Linda Cropper, Angie Milliken and Pamela Rabe in STC’s Three Sisters, 1990. (Photo: Stuart Campbell) 


At the turn of the century, Benedict Andrews and Beatrix Christian teamed up for a new adaptation of Three Sisters, to be directed by Benedict. Originally separate works, the two writers amalgamated their writing into a wholly unique adaptation: part dense, romantic poetry; part literal translation; part simplification.
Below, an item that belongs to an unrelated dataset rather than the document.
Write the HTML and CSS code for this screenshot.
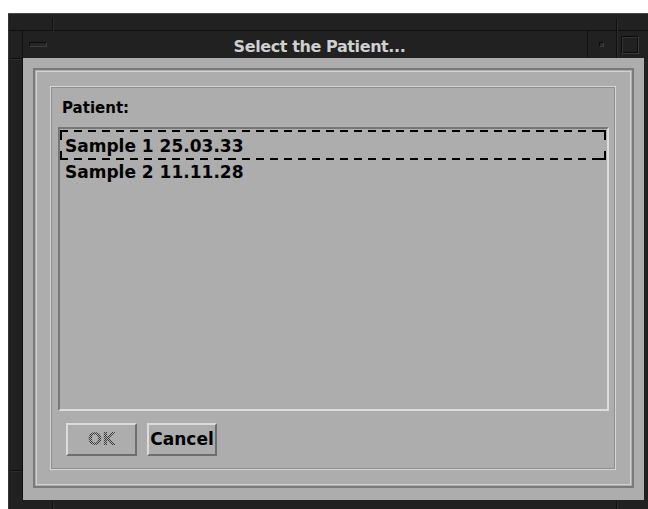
FILE: index.html
```html
<!DOCTYPE html>
<html lang="en">
<head>
<meta charset="utf-8">
<title>Select the Patient...</title>
<link rel="stylesheet" href="styles.css">
</head>
<body>
<div class="window">
  <!-- resize-handle separators of the window frame -->
  <span class="seam seam-top"></span>
  <span class="seam seam-tl"></span>
  <span class="seam seam-tr"></span>
  <span class="seam seam-lt"></span>
  <span class="seam seam-lb"></span>
  <span class="seam seam-bl"></span>
  <span class="seam seam-br"></span>
  <span class="seam seam-edge"></span>

  <div class="titlebar">
    <div class="tb-btn tb-menu"><span class="menu-bar"></span></div>
    <div class="title">Select the Patient...</div>
    <div class="tb-btn tb-min"><span class="min-box"></span></div>
    <div class="tb-btn tb-max"><span class="max-box"></span></div>
  </div>

  <div class="client">
    <div class="group">
      <div class="panel">
        <div class="label">Patient:</div>
        <div class="list">
          <div class="item focus">Sample 1 25.03.33</div>
          <div class="item">Sample 2 11.11.28</div>
        </div>
        <div class="actions">
          <button class="btn btn-disabled" disabled>OK</button>
          <button class="btn">Cancel</button>
        </div>
      </div>
    </div>
  </div>
</div>
</body>
</html>
```

FILE: styles.css
```css
html, body {
  margin: 0;
  padding: 0;
  background: #ffffff;
}

body {
  width: 648px;
  height: 509px;
  overflow: hidden;
  font-family: "DejaVu Sans", "Liberation Sans", sans-serif;
  font-weight: bold;
}

/* window manager frame */
.window {
  position: relative;
  box-sizing: border-box;
  margin: 13px 0 0 8px;
  width: 640px;
  height: 496px;
  padding: 18px 4px 9px 15px;
  background: #212121;
  box-shadow: inset 0 1px 0 #4a4a4a, inset 1px 0 0 #333333;
  display: flex;
  flex-direction: column;
}

.seam {
  position: absolute;
  background: #101010;
}
.seam-top  { left: 1px; right: 0; top: 17px; height: 1px; }
.seam-tl   { left: 44px; top: 5px; width: 1px; height: 13px; box-shadow: 1px 0 0 #2c2c2c; }
.seam-tr   { left: 608px; top: 5px; width: 1px; height: 40px; box-shadow: 1px 0 0 #2c2c2c; }
.seam-lt   { left: 2px; width: 13px; top: 45px; height: 1px; box-shadow: 0 1px 0 #2c2c2c; }
.seam-lb   { left: 2px; width: 13px; top: 457px; height: 1px; box-shadow: 0 1px 0 #2c2c2c; }
.seam-bl   { left: 44px; top: 488px; width: 1px; height: 8px; box-shadow: 1px 0 0 #2c2c2c; }
.seam-br   { left: 608px; top: 488px; width: 1px; height: 8px; box-shadow: 1px 0 0 #2c2c2c; }
.seam-edge { left: 14px; top: 18px; width: 1px; height: 470px; }

/* title bar */
.titlebar {
  height: 27px;
  display: flex;
  align-items: stretch;
}

.tb-btn {
  display: flex;
  align-items: center;
  justify-content: center;
}
.tb-menu { width: 29px; }
.tb-min  { width: 29px; box-shadow: inset 1px 0 0 #101010; }
.tb-max  { width: 28px; }

.menu-bar {
  box-sizing: border-box;
  width: 18px;
  height: 5px;
  border: 1px solid;
  border-color: #0b0b0b #3c3c3c #3c3c3c #0b0b0b;
  background: #262626;
}
.min-box {
  box-sizing: border-box;
  width: 5px;
  height: 5px;
  border: 1px solid;
  border-color: #0b0b0b #3c3c3c #3c3c3c #0b0b0b;
  background: #2a2a2a;
}
.max-box {
  box-sizing: border-box;
  width: 18px;
  height: 18px;
  border: 1px solid;
  border-color: #0b0b0b #3a3a3a #3a3a3a #0b0b0b;
  box-shadow: inset 1px 1px 0 #333333, inset -1px -1px 0 #0e0e0e;
}

.title {
  flex: 1;
  text-align: center;
  color: #d0d0d0;
  font-size: 16px;
  letter-spacing: -0.4px;
  line-height: 27px;
  padding-top: 2px;
  box-sizing: border-box;
  white-space: nowrap;
}

/* dialog client area */
.client {
  height: 442px;
  box-sizing: border-box;
  padding: 10px 10px 12px 10px;
  background: #adadad;
}

.group {
  box-sizing: border-box;
  height: 420px;
  padding: 16px 16px 16px 15px;
  border: 2px solid #7a7a7a;
  box-shadow: inset 0 0 0 1px #adadad, inset 0 0 0 2px #d2d2d2;
}

.panel {
  box-sizing: border-box;
  width: 566px;
  height: 384px;
  padding: 13px 6px 13px 7px;
  border: 1px solid #d6d6d6;
  box-shadow: inset 0 0 0 1px #8e8e8e;
  display: flex;
  flex-direction: column;
}

.label {
  height: 17px;
  line-height: 17px;
  font-size: 15px;
  color: #000;
  margin: 0 0 10px 4px;
}

.list {
  box-sizing: border-box;
  width: 551px;
  height: 284px;
  padding-top: 4px;
  border: 2px solid;
  border-color: #777777 #dcdcdc #dcdcdc #777777;
}

.item {
  position: relative;
  height: 26px;
  line-height: 26px;
  padding-left: 5px;
  font-size: 17px;
  color: #000;
  white-space: nowrap;
}

/* keyboard-focus outline around the current row */
.item.focus::before {
  content: "";
  position: absolute;
  top: -3px;
  bottom: -1px;
  left: 0;
  right: 1px;
  background:
    linear-gradient(#000, #000) right top / 8px 2px no-repeat,
    linear-gradient(#000, #000) right bottom / 8px 2px no-repeat,
    repeating-linear-gradient(90deg, #000 0 8px, transparent 8px 14px) left top / 100% 2px no-repeat,
    repeating-linear-gradient(90deg, #000 0 8px, transparent 8px 14px) left bottom / 100% 2px no-repeat,
    repeating-linear-gradient(180deg, #000 0 10px, transparent 10px 21px) left top / 2px 100% no-repeat,
    repeating-linear-gradient(180deg, #000 0 10px, transparent 10px 21px) right top / 2px 100% no-repeat;
}

.actions {
  display: flex;
  gap: 10px;
  margin: 12px 0 0 8px;
}

.btn {
  box-sizing: border-box;
  height: 33px;
  width: 70px;
  padding: 0;
  margin: 0;
  border: 2px solid;
  border-color: #dcdcdc #6e6e6e #6e6e6e #dcdcdc;
  background: #adadad;
  font-family: "DejaVu Sans", "Liberation Sans", sans-serif;
  font-weight: bold;
  font-size: 17px;
  line-height: 29px;
  color: #000;
  text-align: center;
}

.btn-disabled {
  width: 71px;
  color: transparent;
  background:
    repeating-conic-gradient(#3a3a3a 0 25%, transparent 0 50%) 0 0 / 2px 2px;
  -webkit-background-clip: text;
  background-clip: text;
  background-color: transparent;
}
```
For their trio of sisters they chose STC greats Paula Arundell (The Bleeding Tree), Melita Jurisic (Suddenly Last Summer) and Rose Byrne (Speed-The-Plow).

Paula Arundell, Melita Jurisic and Rose Byrne in STC’s Three Sisters, 2001. (Photo: Heidrun Löhr)


The sisters wouldn't grace STC stages for another 16 years until, in 2017, former STC Artistic Director Andrew Upton wrote a new adaptation, to be directed by current Artistic Director Kip Williams. This time, our three sisters were Alison Bell (Doubt), Miranda Daughtry (STCSA's A Doll's House) and Eryn Jean Norvill (All My Sons). 

When interviewed, Kip was quick to point out just how significant the sibling relationships in Three Sisters are, saying "Chekhov is exploring the ways in which we seek to define our identity — through work, through relationships — so I think it's no coincidence that he contextualises that interrogation through a sibling dynamic. It's one of the most fundamental ways in which we are first narrativised...".

Caption: Alison Bell, Miranda Daughtry and Eryn Jean Norvill in STC’s Three Sisters, 2017. (Photo: Brett Boardman)

TOP GIRLS (1993 AND 2018)

British playwright Caryl Churchill's most beloved and celebrated play, Top Girls, is a witty, enduringly topical exploration of women in society, and the idea of 'having it all'. Marlene is a successful career woman whose contentious relationship with her sister, Joyce is a running thread throughout the story.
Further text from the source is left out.